The data.json file should have ASCII or UTF-8 character encoding (as per the JSON standard). The harvester now detects this and gives an error if it is not acceptable.
| dcat | http://www.w3.org/ns/dcat# | | dct | http://purl.org/dc/terms/ | | rdfs | http://www.w3.org/2000/01/rdf-schema# |
The UK data.json format is based on the Project Open Data data.json schema used by the U.S. Federal Government and agencies: https://project-open-data.cio.gov/v1.1/schema/
However there are a few conscious differences that are listed here for reference:
Field | Change | Explanation |
---|---|---|
bureauCode, programCode, primaryITInvestmentUII, systemOfRecords, dataQuality | not required | They are codes specific to US Federal Government |
temporal, spatial | Can be applied to not just a dataset but also distributions. | e.g.
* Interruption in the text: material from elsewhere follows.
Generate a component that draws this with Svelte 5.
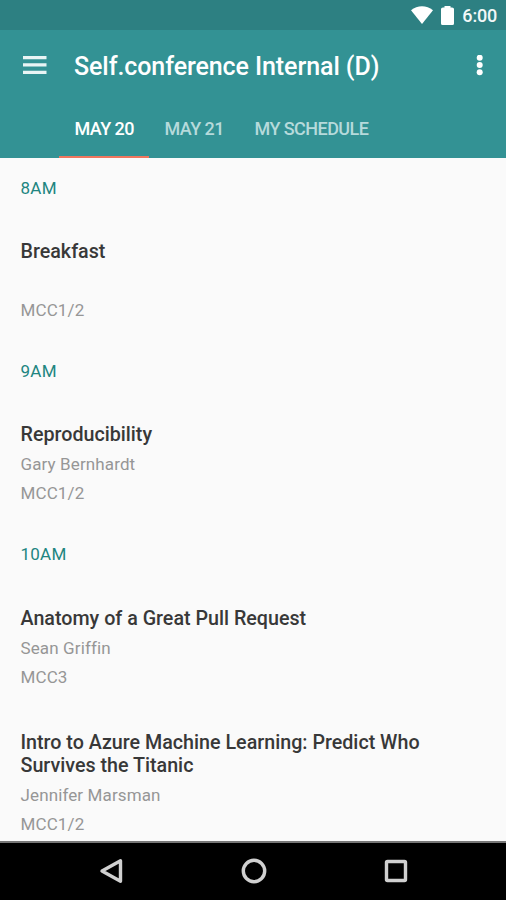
<script>
	const tabs = ['May 20', 'May 21', 'My Schedule'];
	let current = $state(0);

	const schedule = [
		{ time: '8AM', sessions: [{ title: 'Breakfast', speaker: '', room: 'MCC1/2' }] },
		{
			time: '9AM',
			sessions: [{ title: 'Reproducibility', speaker: 'Gary Bernhardt', room: 'MCC1/2' }]
		},
		{
			time: '10AM',
			sessions: [
				{ title: 'Anatomy of a Great Pull Request', speaker: 'Sean Griffin', room: 'MCC3' },
				{
					title: 'Intro to Azure Machine Learning: Predict Who Survives the Titanic',
					speaker: 'Jennifer Marsman',
					room: 'MCC1/2'
				}
			]
		}
	];
</script>

<div class="screen">
	<div class="status">
		<svg class="wifi" width="22" height="18" viewBox="0 0 22 18">
			<path d="M0 4.2C6.5-1.2 15.5-1.2 22 4.2L11 18z" />
		</svg>
		<svg class="battery" width="13" height="19" viewBox="0 0 13 19">
			<path d="M3.500 0h6v1.500H11Q13 1.500 13 3v14.500q0 1.500-1.500 1.500h-10Q0 19 0 17.500V3Q0 1.500 2 1.500h1.500z" />
		</svg>
		<span class="clock">6:00</span>
	</div>

	<header>
		<div class="toolbar">
			<button class="menu" aria-label="Menu">
				<svg width="24" height="19" viewBox="0 0 24 19">
					<path d="M0 0h23.500v3.300H0zM0 7.300h23.500v3.300H0zM0 14.700h23.500v3.300H0z" />
				</svg>
			</button>
			<h1>Self.conference Internal (D)</h1>
			<button class="more" aria-label="More">
				<svg width="8" height="22" viewBox="0 0 8 22">
					<circle cx="3.700" cy="2.700" r="3" />
					<circle cx="3.700" cy="10" r="3" />
					<circle cx="3.700" cy="17.300" r="3" />
				</svg>
			</button>
		</div>
		<nav>
			{#each tabs as tab, i}
				<button class="tab" class:active={current === i} onclick={() => (current = i)}>{tab}</button>
			{/each}
		</nav>
	</header>

	<main>
		{#each schedule as slot}
			<h2>{slot.time}</h2>
			{#each slot.sessions as session}
				<article>
					<h3>{session.title}</h3>
					<p>{session.speaker}</p>
					<p>{session.room}</p>
				</article>
			{/each}
		{/each}
	</main>

	<footer>
		<svg width="26" height="28" viewBox="0 0 26 28">
			<path d="M4 14L22.500 3.800v20.400z" />
		</svg>
		<svg width="28" height="28" viewBox="0 0 28 28">
			<circle cx="14" cy="14" r="10.700" />
		</svg>
		<svg width="26" height="28" viewBox="0 0 26 28">
			<rect x="3.500" y="4.500" width="19" height="19" rx="1" />
		</svg>
	</footer>
</div>

<style>
	:global(body) {
		margin: 0;
	}

	.screen {
		display: flex;
		flex-direction: column;
		width: 506px;
		height: 900px;
		overflow: hidden;
		background: #fafafa;
		font-family: Roboto, sans-serif;
	}

	button {
		display: flex;
		padding: 0;
		border: 0;
		background: none;
		color: inherit;
		font: inherit;
	}

	h1,
	h2,
	h3,
	p {
		margin: 0;
	}

	.status {
		display: flex;
		flex: none;
		align-items: center;
		justify-content: flex-end;
		box-sizing: border-box;
		height: 30px;
		padding-right: 9px;
		background: #2d8082;
		color: #f2f8f8;
		fill: #fff;
	}

	.battery {
		margin: 0 8px 0 8px;
	}

	.clock {
		font-size: 18px;
		font-weight: 500;
		letter-spacing: -0.2px;
		line-height: 30px;
		padding-top: 2px;
	}

	header {
		flex: none;
		height: 127.5px;
		background: #339294;
		color: #fff;
	}

	.toolbar {
		display: flex;
		align-items: center;
		height: 71px;
		padding: 0 22px 0 23px;
		fill: #e9f5f5;
	}

	h1 {
		flex: 1;
		margin-left: 27px;
		padding-top: 1px;
		font-size: 25px;
		font-weight: 500;
		letter-spacing: -0.08px;
		white-space: nowrap;
	}

	.more {
		fill: #fff;
	}

	nav {
		display: flex;
		height: 56.5px;
		padding-left: 59px;
	}

	.tab {
		box-sizing: border-box;
		height: 56.5px;
		padding: 2px 15px 0 15.5px;
		border-bottom: 2.5px solid transparent;
		align-items: center;
		color: #b6dadb;
		font-size: 18px;
		font-weight: 500;
		letter-spacing: -0.55px;
		line-height: 54px;
		text-transform: uppercase;
		white-space: nowrap;
	}

	.tab.active {
		border-bottom-color: #f0765e;
		color: #fff;
	}

	main {
		flex: 1;
		min-height: 0;
		overflow: hidden;
	}

	h2 {
		height: 59.3px;
		color: #218580;
		font-size: 17px;
		font-weight: 400;
		letter-spacing: 0.25px;
		line-height: 61px;
	}

	h2,
	article {
		padding-left: 20.5px;
	}

	article {
		padding: 23px 70px 21.1px 20.5px;
	}

	h3 {
		color: #383838;
		font-size: 19.7px;
		font-weight: 500;
		line-height: 23px;
	}

	p {
		height: 20px;
		margin-top: 9px;
		color: #969696;
		font-size: 17px;
		letter-spacing: 0.12px;
		line-height: 20px;
	}

	h3 + p {
		margin-top: 8px;
	}

	footer {
		display: flex;
		flex: none;
		align-items: center;
		justify-content: space-between;
		box-sizing: border-box;
		height: 59px;
		padding: 0 97px 2px 98px;
		border-top: 2px solid #777;
		background: #000;
	}

	footer svg {
		fill: none;
		stroke: #d0d0d0;
		stroke-width: 3.4;
		stroke-linejoin: round;
	}
</style>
Spend data is split up by months |
spatial | Formatted with GeoJSON | GeoJSON is analagous to GML but preferred. Place name strings are not preferred as they can be ambiguous. |
theme | The values are URIs from known classification vocabularies, rather than simply strings. | A catalogue chooses its own classification vocabularies, so there is little value in simple strings determined by the data publisher. Strings related to the data's topic can go in the keywords field. |